Seandainya dalam Sidang Paripurna DPR, presiden tidak bisa membuktikan serta menunjukkan adanya “ keadaan kegentingan yang memaksa”.
Maka tentunya menurut ketentuan norma Pasal 22 ayat (3) UUD 1945 Perpu tersebut harus dicabut, setidaknya Ada tiga alasan mengapa Perpu harus dicabut:
1) apabila dalam pembahasan Paripurna DPR diketahui bahwa perpu tersebut bertentangan dengan hakikat perpu yaitu tidak memenuhi Syarat “keadaan kegentingan yang memaksa”, maka presiden sebenarnya dinyatakan tidak berwenang menetapkan perpu:
2) perintah pencaburan ini untuk menghindari tindakan penyalahgunaan kekuasaan atau kemungkinan adanya tindakan kesewenang-wenangan yang dilakukan dengan instrumen hukum Perpu itu,
3) perpu yang dibuat secara sepihak oleh presiden, dengan konstruksi tersebut, diharapkan agar DPR dapat memainkan peran-peran signifikan secara konstitusional dalam fungsi "Checks and balances" dalam rangka mendinamisir pemerintahan yang terbatas "limited government"
Dia menilai pemerintah dan DPR gagal dalam menindaklanjuti putusan MK tersebut, sehingga mencoba mengakali dengan melakukan terobosan hukum yang tentunya mempunyai dampak buruk yang sistemik terhadap ekosistem negara hukum dan demokrasi.
"Ini sebuah terobosan yang sangat riskan dan destruktif dalam pembangunan sistem hukum, lebih jauh ini merupakan orkestrasi kebijakan dengan nuansa "Constitution Disobedience" berdasar dari hal tersebut, maka dapat dipastikan bahwa produk Perpu maupun UU dari Perpu ini tetap bermasalah dari sisi kaidah pembentukannya, sebab tidak terakomodasi kaidah "meaningful participation" itu sendiri, dan potensial untuk dapat dibatalkan oleh Mahkamah Konstitusi ke depan," kata dia.

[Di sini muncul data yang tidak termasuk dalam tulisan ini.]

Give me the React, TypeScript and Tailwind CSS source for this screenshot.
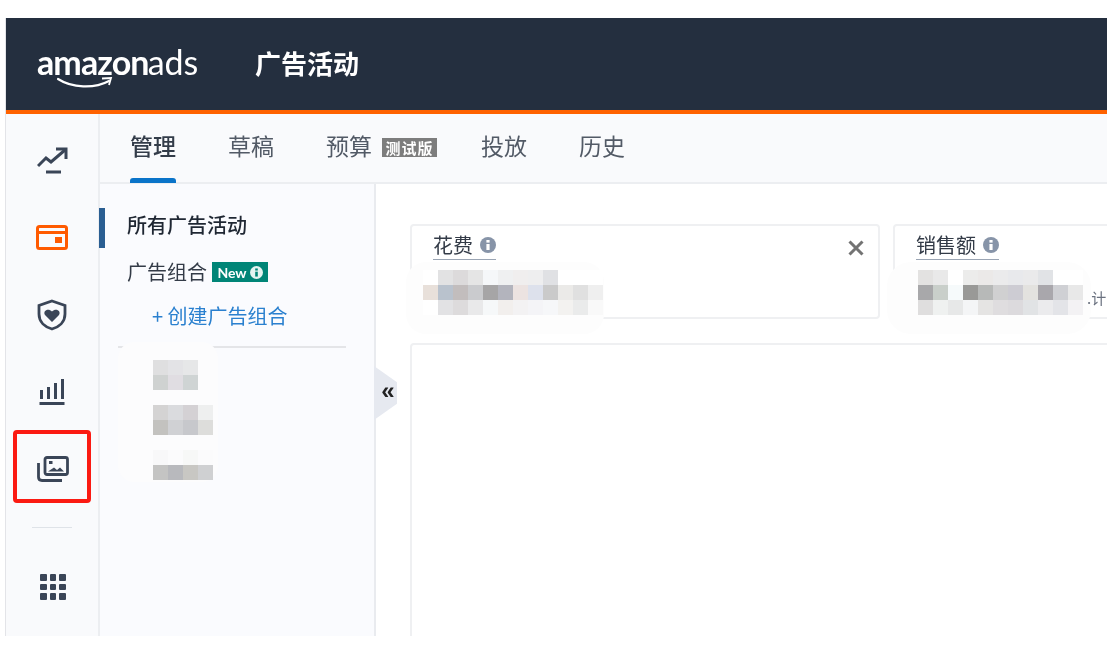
const sidebarMosaics: string[][][] = [
  [
    ["#dfdfe0", "#e3e3e6", "#e6e7e8"],
    ["#cfd2d1", "#e0dde2", "#cfd4d4"],
  ],
  [
    ["#d4d3d3", "#dadbde", "#d4d1d4", "#eeefef"],
    ["#c3c2bf", "#d0d1d4", "#c7c8cc", "#dddddb"],
  ],
  [
    ["#f8f8f9", "#fbfbfc", "#f7f8f7", "#fbfbfc"],
    ["#c4c4c3", "#b8b9bd", "#c8c7c3", "#cfd0d2"],
  ],
];

const spendMosaic: string[][] = [
  ["#ffffff", "#e2e2e3", "#dcdadb", "#e5e5e5", "#f5f7f9", "#eff0f1", "#f0eeee", "#eeeeef", "#e0e1e4", "#ffffff", "#ffffff", "#ffffff"],
  ["#e8e0da", "#b9c2cd", "#c2bdbd", "#cacbce", "#a6a5a6", "#b3b4bd", "#ece3e1", "#dde1ec", "#cacaca", "#ebeae8", "#e0e0e0", "#efefef"],
  ["#ffffff", "#e2e2e4", "#dddbdc", "#e9e9ea", "#f6f8f9", "#f2efed", "#f3f2f3", "#f4f4f7", "#f6f7f9", "#f3f2f0", "#eaebeb", "#f9f9f9"],
];

const salesMosaic: string[][] = [
  ["#e3e2e1", "#e9e9e9", "#ffffff", "#ececeb", "#ebe9e8", "#ebebec", "#e8e9ec", "#eaeaeb", "#e1e3e6", "#ffffff", "#ffffff"],
  ["#a8a8aa", "#c9cfca", "#f6fafb", "#999997", "#b7b9b8", "#d0d0d1", "#cdccd3", "#e3e2df", "#a9a7ac", "#cfd0d4", "#e8e8e8"],
  ["#dfdede", "#eff1f0", "#e7e8e8", "#f4f5f6", "#e5e4e3", "#dfdddf", "#dcdadd", "#e1e3e5", "#ebebed", "#e3e4e8", "#f3f2f4"],
];

function Mosaic({ rows, cell }: { rows: string[][]; cell: string }) {
  return (
    <div className="flex flex-col">
      {rows.map((row, r) => (
        <div key={r} className="flex">
          {row.map((c, i) => (
            <div key={i} className={cell} style={{ backgroundColor: c }} />
          ))}
        </div>
      ))}
    </div>
  );
}

function InfoDot({ className, inner = "#fff" }: { className: string; inner?: string }) {
  return (
    <svg viewBox="0 0 16 16" className={className}>
      <circle cx="8" cy="8" r="8" fill="currentColor" />
      <rect x="6.4" y="7" width="3.2" height="6" fill={inner} />
      <rect x="6.4" y="3" width="3.2" height="2.6" fill={inner} />
    </svg>
  );
}

function RailItem({ children }: { children: React.ReactNode }) {
  return <div className="h-[77px] flex items-center justify-center">{children}</div>;
}

export default function App() {
  return (
    <div className="w-[1107px] h-[647px] overflow-hidden bg-white pt-[18px] pb-[11px] blur-[0.55px] font-['Noto_Sans_CJK_SC','Noto_Sans',sans-serif]">
      <div className="h-full flex flex-col ml-[5px] border-l border-[#e3e4e8]">
        <header className="h-[96px] shrink-0 bg-[#242f3f] border-b-4 border-[#ff6200] flex items-center text-white">
          <div className="relative ml-[31px] w-[165px] h-[60px] font-['Lato',sans-serif] text-[34px] leading-[55px] tracking-[-0.9px] whitespace-nowrap">
            <span className="font-bold">amazon</span>
            <span className="font-normal tracking-[0px] ml-[-1px]">ads</span>
            <svg viewBox="0 0 60 16" className="absolute left-[19px] top-[42px] w-[60px] h-[16px]" fill="none">
              <path d="M2 3 C16 12 38 13 53 5" stroke="#fff" strokeWidth="2.2" strokeLinecap="round" />
              <path d="M46 2.5 L55 2 L53 9" stroke="#fff" strokeWidth="1.8" fill="none" />
            </svg>
          </div>
          <div className="ml-[53px] text-[26px] leading-none font-bold mb-[2px]">广告活动</div>
        </header>

        <div className="flex-1 flex min-h-0">
          <nav className="relative w-[94px] shrink-0 bg-[#f9fafc] border-r-2 border-[#eceef1] pt-[8px] text-[#3a4557]">
            <RailItem>
              <svg viewBox="0 0 32 28" className="w-[32px] h-[28px] translate-x-[1px]" fill="none" stroke="currentColor" strokeWidth="3">
                <path d="M1 19 L9 11 L14 15 L28 3" />
                <path d="M19 2 L29 2 L29 12" />
                <path d="M9 25 L24 25" />
              </svg>
            </RailItem>
            <RailItem>
              <svg viewBox="0 0 32 26" className="w-[32px] h-[26px]" fill="none" stroke="#ff5a00" strokeWidth="3">
                <rect x="1.5" y="1.5" width="29" height="22" rx="2" />
                <path d="M1.5 7.5 L30.5 7.5" />
                <rect x="19" y="12" width="7" height="6" fill="#ff5a00" stroke="none" />
              </svg>
            </RailItem>
            <RailItem>
              <svg viewBox="0 0 32 32" className="w-[32px] h-[32px]" fill="none">
                <path d="M16 2 L29 6.5 L29 15 C29 23 23 28 16 30 C9 28 3 23 3 15 L3 6.5 Z" stroke="currentColor" strokeWidth="2.8" />
                <path d="M16 23 L9 16 C6.5 12 12 8.5 16 12.5 C20 8.5 25.5 12 23 16 Z" fill="currentColor" />
              </svg>
            </RailItem>
            <RailItem>
              <svg viewBox="0 0 26 26" className="w-[26px] h-[26px]" fill="currentColor">
                <rect x="1" y="11" width="3" height="9" />
                <rect x="8" y="8" width="3" height="12" />
                <rect x="15" y="4" width="3" height="16" />
                <rect x="22" y="0" width="3" height="20" />
                <rect x="0.5" y="23" width="25" height="3" />
              </svg>
            </RailItem>
            <RailItem>
              <svg viewBox="0 0 32 26" className="w-[32px] h-[26px] translate-x-[1px]" fill="none" stroke="currentColor" strokeWidth="2.8">
                <rect x="8" y="1.5" width="22.5" height="17" rx="2" />
                <path d="M1.5 7 L1.5 21 C1.5 23.5 3 24.5 5 24.5 L25 24.5" />
                <rect x="12" y="5" width="3.5" height="3" fill="currentColor" stroke="none" />
                <path d="M11 15.5 L17 11.5 L20 14 L23 11.5 L27 15.5 Z" fill="currentColor" stroke="none" />
              </svg>
            </RailItem>
            <div className="absolute left-[7px] top-[316px] w-[78px] h-[73px] border-[4px] border-[#fb1a12] rounded-[4px]" />
            <div className="mx-[26px] mt-[20px] h-px bg-[#dfe3e8]" />
            <div className="mt-[46px] mx-auto w-[26px] grid grid-cols-3 gap-[3px] translate-x-[1px]">
              {Array.from({ length: 9 }).map((_, i) => (
                <div key={i} className="h-[6.5px] bg-[#3a4557] rounded-[1px]" />
              ))}
            </div>
          </nav>

          <main className="flex-1 flex flex-col min-w-0">
            <div className="h-[70px] shrink-0 bg-[#f9fafc] border-b-2 border-[#eceef1] pl-[30px] flex items-start text-[23px] leading-none text-[#525a66]">
              <div className="relative h-[69px] pt-[20px] font-medium text-[#333c49] w-[46px] whitespace-nowrap">
                管理
                <div className="absolute left-0 right-0 bottom-0 h-[5px] bg-[#0a74c9] rounded-t-[3px]" />
              </div>
              <div className="ml-[52px] pt-[20px] whitespace-nowrap">草稿</div>
              <div className="ml-[52px] pt-[20px] whitespace-nowrap">预算</div>
              <div className="ml-[10px] mt-[24px] w-[55px] h-[19px] bg-[#7d7d7d] text-white text-[15px] leading-[19px] text-center font-bold tracking-[1px]">测试版</div>
              <div className="ml-[44px] pt-[20px] whitespace-nowrap">投放</div>
              <div className="ml-[52px] pt-[20px] whitespace-nowrap">历史</div>
            </div>

            <div className="flex-1 flex min-h-0">
              <aside className="relative w-[276px] shrink-0 bg-[#fafbfe] border-r-2 border-[#e9ebef] pl-[27px] pt-[28px]">
                <div className="absolute left-[-1px] top-[24px] w-[6px] h-[40px] bg-[#2a5e92]" />
                <div className="text-[20px] leading-[26px] font-medium text-[#1f2733] whitespace-nowrap">所有广告活动</div>
                <div className="mt-[21px] flex items-center h-[26px]">
                  <span className="text-[20px] leading-[26px] text-[#333b47] whitespace-nowrap">广告组合</span>
                  <span className="ml-[5px] w-[56px] h-[20px] bg-[#008577] text-white flex items-center justify-center gap-[3px] font-['Lato',sans-serif] text-[14px] font-bold">
                    New
                    <InfoDot className="w-[13px] h-[13px] text-[#e4f4f1]" inner="#008577" />
                  </span>
                </div>
                <div className="mt-[18px] ml-[25px] text-[20px] leading-[26px] text-[#2a80cf] whitespace-nowrap">+ 创建广告组合</div>
                <div className="mt-[17px] ml-[-9px] w-[228px] h-[2px] bg-[#e4e5e8]" />
                <div className="absolute left-[18px] top-[158px] w-[100px] h-[140px] rounded-[16px] bg-[#fcfcfd]" />
                <div className="absolute left-[53px] top-[176px] flex flex-col gap-[15px]">
                  {sidebarMosaics.map((m, i) => (
                    <Mosaic key={i} rows={m} cell="w-[15px] h-[15px]" />
                  ))}
                </div>
                <div className="absolute left-[274px] top-[182px] w-[23px] h-[54px] bg-[#e6e9f0] [clip-path:polygon(0_0,100%_30%,100%_70%,0_100%)] flex items-center justify-center text-[#222] text-[24px] font-bold leading-none pb-[4px] pl-[5px] font-['Liberation_Sans',sans-serif] z-10">
                  «
                </div>
              </aside>

              <section className="flex-1 min-w-0 bg-white pl-[34px] pt-[40px] overflow-hidden">
                <div className="flex gap-[13px]">
                  <div className="relative w-[470px] h-[95px] shrink-0 rounded-[4px] border-2 border-[#eff0f2]">
                    <div className="absolute left-[21px] top-[7px] flex items-center gap-[7px] pb-[2px] border-b border-[#9aa5b4] text-[20px] leading-[24px] text-[#333b47]">
                      花费
                      <InfoDot className="w-[16px] h-[16px] text-[#8794a8]" />
                    </div>
                    <svg viewBox="0 0 16 16" className="absolute right-[14px] top-[14px] w-[16px] h-[16px]" stroke="#737373" strokeWidth="3" fill="none">
                      <path d="M1.5 1.5 L14.5 14.5 M14.5 1.5 L1.5 14.5" />
                    </svg>
                    <div className="absolute left-[-6px] top-[36px] w-[198px] h-[72px] rounded-[20px] bg-[#fdfdfd]" />
                    <div className="absolute left-[11px] top-[44px]">
                      <Mosaic rows={spendMosaic} cell="w-[15px] h-[15px]" />
                    </div>
                  </div>
                  <div className="relative w-[300px] h-[95px] shrink-0 rounded-[4px] border-2 border-[#eff0f2]">
                    <div className="absolute left-[21px] top-[7px] flex items-center gap-[7px] pb-[2px] border-b border-[#9aa5b4] text-[20px] leading-[24px] text-[#333b47]">
                      销售额
                      <InfoDot className="w-[16px] h-[16px] text-[#8794a8]" />
                    </div>
                    <div className="absolute left-[-8px] top-[36px] w-[204px] h-[72px] rounded-[24px] bg-[#fdfdfd]" />
                    <div className="absolute left-[23px] top-[44px]">
                      <Mosaic rows={salesMosaic} cell="w-[15px] h-[15px]" />
                    </div>
                    <div className="absolute left-[192px] top-[62px] text-[15px] leading-[20px] text-[#6b7280] whitespace-nowrap">.计</div>
                  </div>
                </div>
                <div className="mt-[24px] w-[800px] h-[400px] rounded-[4px] border-2 border-[#eff0f2]" />
              </section>
            </div>
          </main>
        </div>
      </div>
    </div>
  );
}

Dia menambahkan, Mahkamah Konstitusi sebagai "the guardian of constitution, the guardian of democracy, the protector of citizen’s constitutional rights dan the protector of human rights,dengan kewenagan konstitusional dapat menguji keadaan serta syarat kegentingan yang memaksa dari sebuah Perpu sebagaimana diatur dalam ketentuan Pasal 22 ayat (1) UUD 1945.
"Secara paradigmatik pengunaan kewenagan tersebut tentunya sejalan dengan spirit serta doktrin “checks and balances system” yang dianut dalam UUD NRI tahun 1945 itu sendiri," tambah Fahri Bachmid.